▸ Requirements
All of the material should be reproduced exactly, with pictures left out.

┄┄┄┄┄┄┄┄┄┄┄┄┄┄┄┄┄┄┄┄

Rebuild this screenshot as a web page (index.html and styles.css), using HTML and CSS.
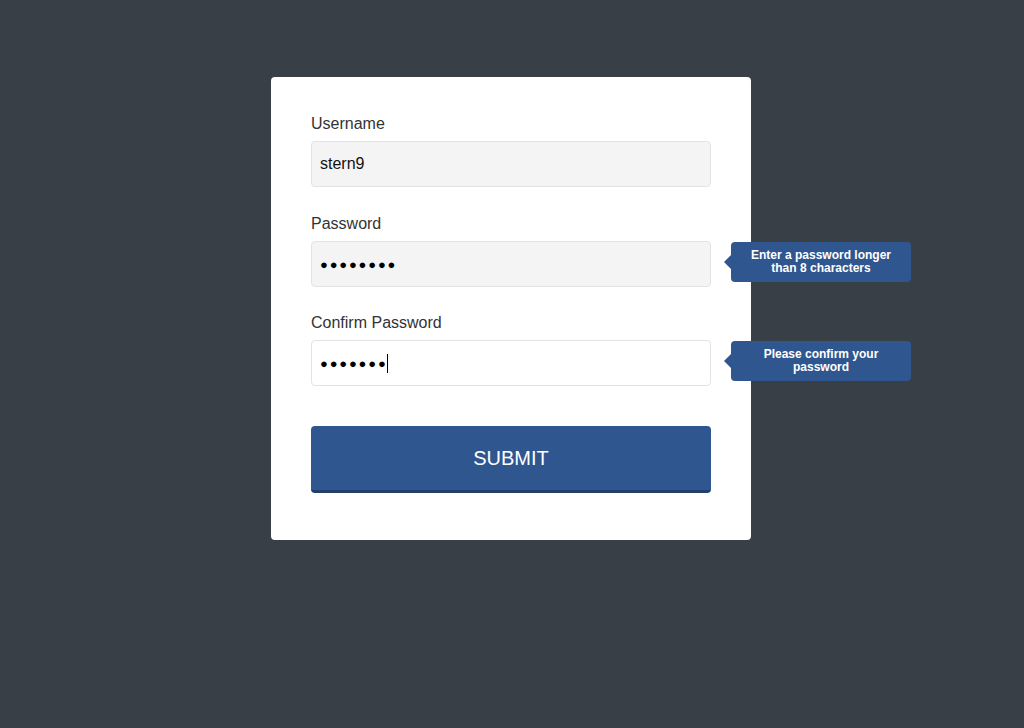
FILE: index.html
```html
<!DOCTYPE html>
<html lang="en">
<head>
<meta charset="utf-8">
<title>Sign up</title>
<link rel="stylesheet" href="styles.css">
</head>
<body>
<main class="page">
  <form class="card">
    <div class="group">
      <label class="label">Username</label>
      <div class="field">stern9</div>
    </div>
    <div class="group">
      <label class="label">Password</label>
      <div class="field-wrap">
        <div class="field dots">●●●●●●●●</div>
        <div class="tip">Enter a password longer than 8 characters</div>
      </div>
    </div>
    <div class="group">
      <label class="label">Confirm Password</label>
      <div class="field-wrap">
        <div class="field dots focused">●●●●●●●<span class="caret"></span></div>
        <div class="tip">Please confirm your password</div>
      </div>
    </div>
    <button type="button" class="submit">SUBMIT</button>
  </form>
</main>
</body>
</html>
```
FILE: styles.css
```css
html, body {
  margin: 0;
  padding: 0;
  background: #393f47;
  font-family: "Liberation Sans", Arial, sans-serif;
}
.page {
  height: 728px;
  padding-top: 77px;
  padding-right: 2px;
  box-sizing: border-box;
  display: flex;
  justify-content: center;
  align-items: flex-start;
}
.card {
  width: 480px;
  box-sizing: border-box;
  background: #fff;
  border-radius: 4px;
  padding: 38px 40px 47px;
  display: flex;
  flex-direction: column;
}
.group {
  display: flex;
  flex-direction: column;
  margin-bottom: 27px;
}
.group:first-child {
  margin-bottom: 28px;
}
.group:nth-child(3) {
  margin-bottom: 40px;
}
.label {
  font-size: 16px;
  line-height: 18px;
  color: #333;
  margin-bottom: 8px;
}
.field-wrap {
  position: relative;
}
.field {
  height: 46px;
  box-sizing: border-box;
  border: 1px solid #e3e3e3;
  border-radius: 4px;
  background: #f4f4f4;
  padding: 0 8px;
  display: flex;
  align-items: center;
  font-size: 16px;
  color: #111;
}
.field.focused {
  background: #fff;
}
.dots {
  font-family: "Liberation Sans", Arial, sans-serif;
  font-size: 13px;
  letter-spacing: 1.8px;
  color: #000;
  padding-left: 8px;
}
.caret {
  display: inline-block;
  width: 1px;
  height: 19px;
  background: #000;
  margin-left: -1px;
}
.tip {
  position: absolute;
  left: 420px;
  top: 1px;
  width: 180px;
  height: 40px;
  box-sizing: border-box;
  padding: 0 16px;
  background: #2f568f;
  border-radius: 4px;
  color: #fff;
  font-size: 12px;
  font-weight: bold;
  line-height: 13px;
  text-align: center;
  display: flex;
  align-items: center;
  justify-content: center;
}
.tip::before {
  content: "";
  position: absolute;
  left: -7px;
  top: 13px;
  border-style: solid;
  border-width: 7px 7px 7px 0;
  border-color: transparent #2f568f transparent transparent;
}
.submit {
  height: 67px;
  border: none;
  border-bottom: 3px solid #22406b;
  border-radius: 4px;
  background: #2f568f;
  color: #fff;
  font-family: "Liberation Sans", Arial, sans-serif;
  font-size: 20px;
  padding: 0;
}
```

┄┄┄┄┄┄┄┄┄┄┄┄┄┄┄┄┄┄┄┄

▸ Result of the task
Rebuild this screenshot as a web page (index.html and styles.css), using HTML and CSS.
FILE: index.html
```html
<!DOCTYPE html>
<html lang="en">
<head>
<meta charset="utf-8">
<title>Sign up</title>
<link rel="stylesheet" href="styles.css">
</head>
<body>
<main class="page">
  <form class="card">
    <div class="group">
      <label class="label">Username</label>
      <div class="field">stern9</div>
    </div>
    <div class="group">
      <label class="label">Password</label>
      <div class="field-wrap">
        <div class="field dots">●●●●●●●●</div>
        <div class="tip">Enter a password longer than 8 characters</div>
      </div>
    </div>
    <div class="group">
      <label class="label">Confirm Password</label>
      <div class="field-wrap">
        <div class="field dots focused">●●●●●●●<span class="caret"></span></div>
        <div class="tip">Please confirm your password</div>
      </div>
    </div>
    <button type="button" class="submit">SUBMIT</button>
  </form>
</main>
</body>
</html>
```
FILE: styles.css
```css
html, body {
  margin: 0;
  padding: 0;
  background: #393f47;
  font-family: "Liberation Sans", Arial, sans-serif;
}
.page {
  height: 728px;
  padding-top: 77px;
  padding-right: 2px;
  box-sizing: border-box;
  display: flex;
  justify-content: center;
  align-items: flex-start;
}
.card {
  width: 480px;
  box-sizing: border-box;
  background: #fff;
  border-radius: 4px;
  padding: 38px 40px 47px;
  display: flex;
  flex-direction: column;
}
.group {
  display: flex;
  flex-direction: column;
  margin-bottom: 27px;
}
.group:first-child {
  margin-bottom: 28px;
}
.group:nth-child(3) {
  margin-bottom: 40px;
}
.label {
  font-size: 16px;
  line-height: 18px;
  color: #333;
  margin-bottom: 8px;
}
.field-wrap {
  position: relative;
}
.field {
  height: 46px;
  box-sizing: border-box;
  border: 1px solid #e3e3e3;
  border-radius: 4px;
  background: #f4f4f4;
  padding: 0 8px;
  display: flex;
  align-items: center;
  font-size: 16px;
  color: #111;
}
.field.focused {
  background: #fff;
}
.dots {
  font-family: "Liberation Sans", Arial, sans-serif;
  font-size: 13px;
  letter-spacing: 1.8px;
  color: #000;
  padding-left: 8px;
}
.caret {
  display: inline-block;
  width: 1px;
  height: 19px;
  background: #000;
  margin-left: -1px;
}
.tip {
  position: absolute;
  left: 420px;
  top: 1px;
  width: 180px;
  height: 40px;
  box-sizing: border-box;
  padding: 0 16px;
  background: #2f568f;
  border-radius: 4px;
  color: #fff;
  font-size: 12px;
  font-weight: bold;
  line-height: 13px;
  text-align: center;
  display: flex;
  align-items: center;
  justify-content: center;
}
.tip::before {
  content: "";
  position: absolute;
  left: -7px;
  top: 13px;
  border-style: solid;
  border-width: 7px 7px 7px 0;
  border-color: transparent #2f568f transparent transparent;
}
.submit {
  height: 67px;
  border: none;
  border-bottom: 3px solid #22406b;
  border-radius: 4px;
  background: #2f568f;
  color: #fff;
  font-family: "Liberation Sans", Arial, sans-serif;
  font-size: 20px;
  padding: 0;
}
```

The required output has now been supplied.